Tsukada mentioned his proposal for Saudi Arabia to use its presidency to address economic challenges arising from population change, and the opportunities and challenges that come from science and technology. While they may be very general themes, for Japan, they serve as a base for harnessing the successes of Osaka.

He also pointed to one topic that arose numerous times during the discussions: that of fighting protectionist policies. There is already a tariff battle being waged between the U.S. and China, and more important than including a statement addressing the issue in the Leaders Declaration is having the perspective needed to determine how to deal with it. While the "multi-faceted trade system" terminology was not included in the Declaration made at the end of the Osaka Summit either, Tsukada praised the Summit's success in including similar phrasing that delineated the need for freedom, fairness, nondiscrimination, predictability, and a stable order, and stated that members should continue discussions from the perspective of how to stand up to the issues the world faces. He also pointed out his desire for the G20 to address the unfair trade practices that lie at the heart of the protectionist stance the U.S. has taken.

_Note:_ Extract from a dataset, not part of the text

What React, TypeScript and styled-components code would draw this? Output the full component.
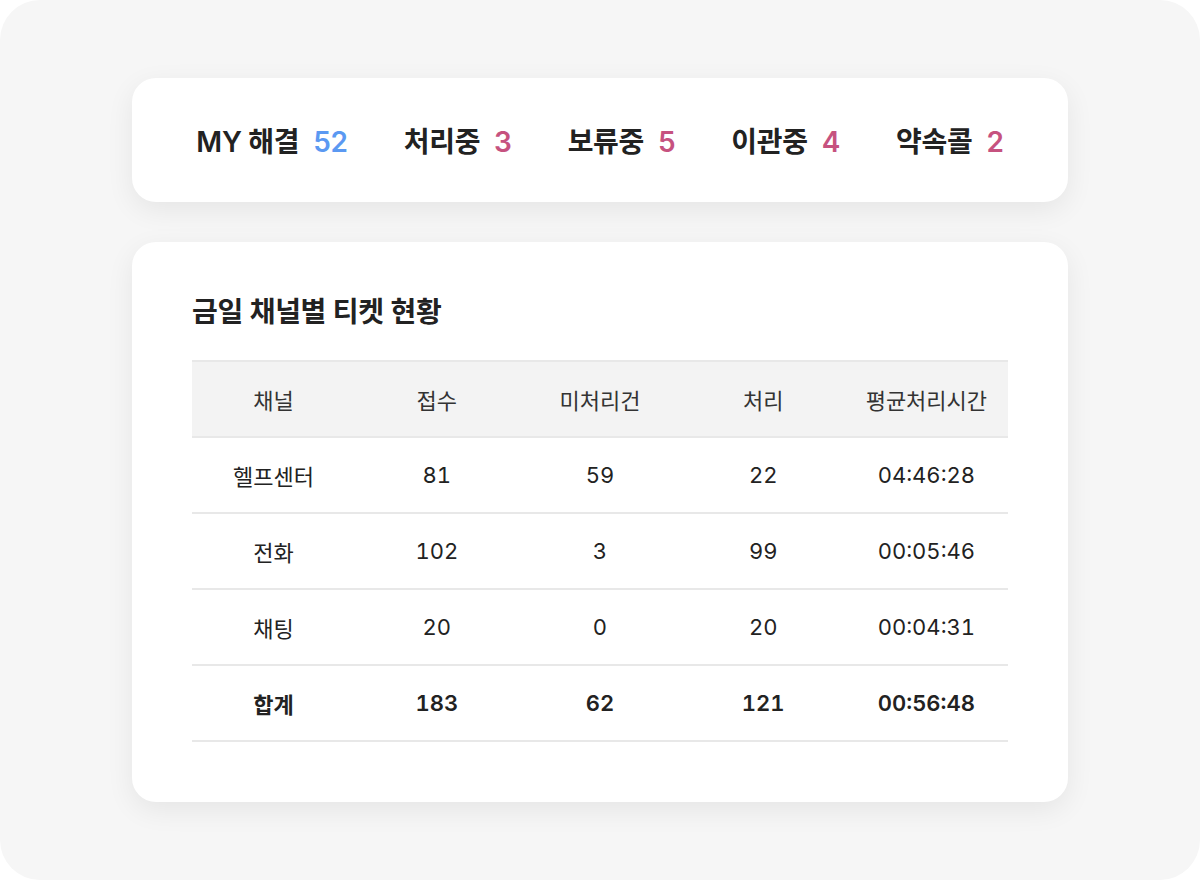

Kudo concluded the public forum by expressing his appreciation to the panelists for providing their professional insight on the successes achieved during Japan's first G20 summit. However, he also pointed out a contradiction regarding the Blue Ocean Vision initiative Japan pushed so strongly as host nation; the ruling Liberal Democratic Party's manifesto for the coming weekend's House of Councilors election contained almost no mention of how the government plans to handle the waste plastic problem.

"In dealing with global issues, the government must not limit itself to words. It also needs to work domestically to provide the population of Japan with an understanding of the issues faced," Kudo said. With that, he brought the public forum to a close.